* SET PROBLEM *
Skip the pictures and repeat each line of the data exactly.

* DATA LINES *

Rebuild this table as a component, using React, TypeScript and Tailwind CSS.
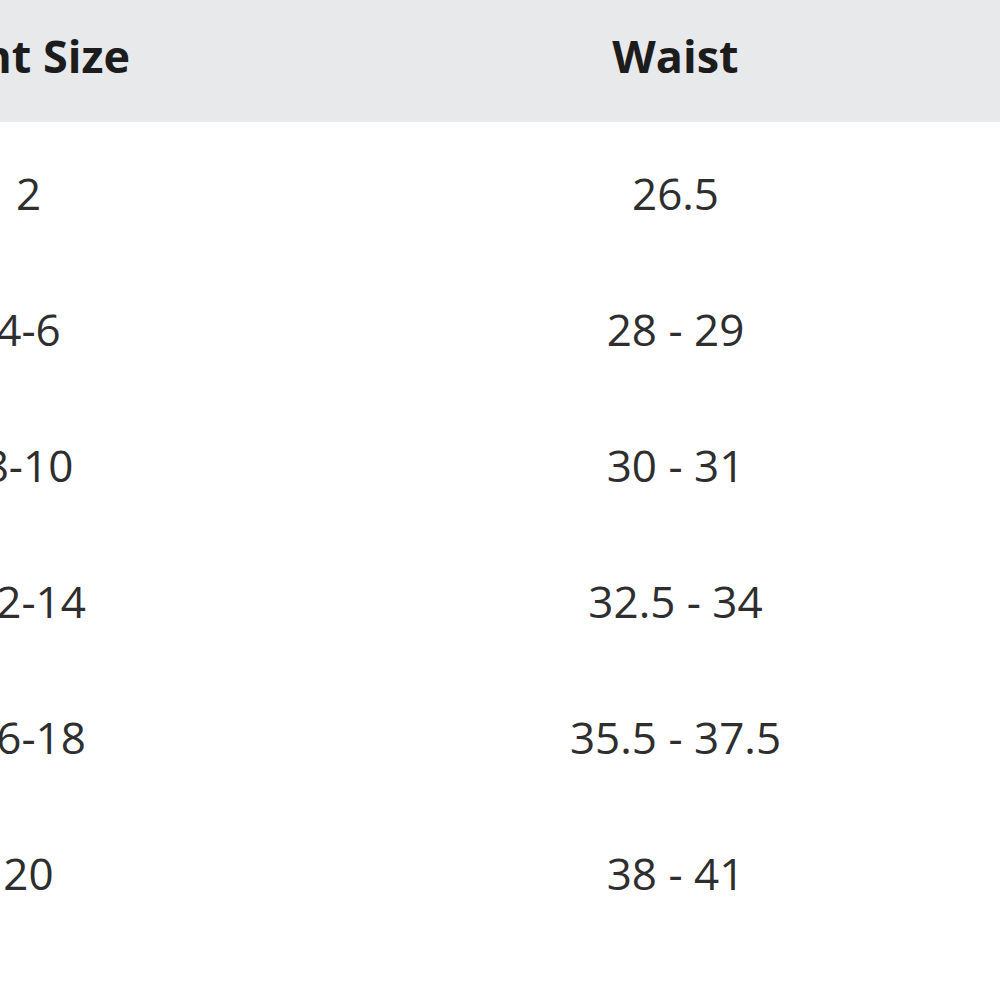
const rows = [
  ['2', '26.5', '36'],
  ['4-6', '28 - 29', '38 - 39'],
  ['8-10', '30 - 31', '40 - 41'],
  ['12-14', '32.5 - 34', '42.5 - 44'],
  ['16-18', '35.5 - 37.5', '45.5 - 47.5'],
  ['20', '38 - 41', '48 - 51'],
];

const App = () => {
  return (
    <div className="h-[1000px] w-[1000px] overflow-hidden bg-white font-['Open_Sans',sans-serif]">
      <div className="-ml-[295px] w-[1941px]">
        <div className="grid h-[122px] grid-cols-3 items-center bg-[#e8e9eb] pb-[10px] text-[45px] font-bold text-[#1c1c1c]">
          <div className="text-center">Pant Size</div>
          <div className="text-center">Waist</div>
          <div className="text-center">Hip</div>
        </div>
        {rows.map((row) => (
          <div
            key={row[0]}
            className="grid h-[136px] grid-cols-3 items-center pt-[6px] text-[44px] text-[#2e2e2e]"
          >
            {row.map((cell, i) => (
              <div key={i} className="text-center">
                {cell}
              </div>
            ))}
          </div>
        ))}
      </div>
    </div>
  );
};

export default App;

* SOLUTION *
Rebuild this table as a component, using React, TypeScript and Tailwind CSS.
const rows = [
  ['2', '26.5', '36'],
  ['4-6', '28 - 29', '38 - 39'],
  ['8-10', '30 - 31', '40 - 41'],
  ['12-14', '32.5 - 34', '42.5 - 44'],
  ['16-18', '35.5 - 37.5', '45.5 - 47.5'],
  ['20', '38 - 41', '48 - 51'],
];

const App = () => {
  return (
    <div className="h-[1000px] w-[1000px] overflow-hidden bg-white font-['Open_Sans',sans-serif]">
      <div className="-ml-[295px] w-[1941px]">
        <div className="grid h-[122px] grid-cols-3 items-center bg-[#e8e9eb] pb-[10px] text-[45px] font-bold text-[#1c1c1c]">
          <div className="text-center">Pant Size</div>
          <div className="text-center">Waist</div>
          <div className="text-center">Hip</div>
        </div>
        {rows.map((row) => (
          <div
            key={row[0]}
            className="grid h-[136px] grid-cols-3 items-center pt-[6px] text-[44px] text-[#2e2e2e]"
          >
            {row.map((cell, i) => (
              <div key={i} className="text-center">
                {cell}
              </div>
            ))}
          </div>
        ))}
      </div>
    </div>
  );
};

export default App;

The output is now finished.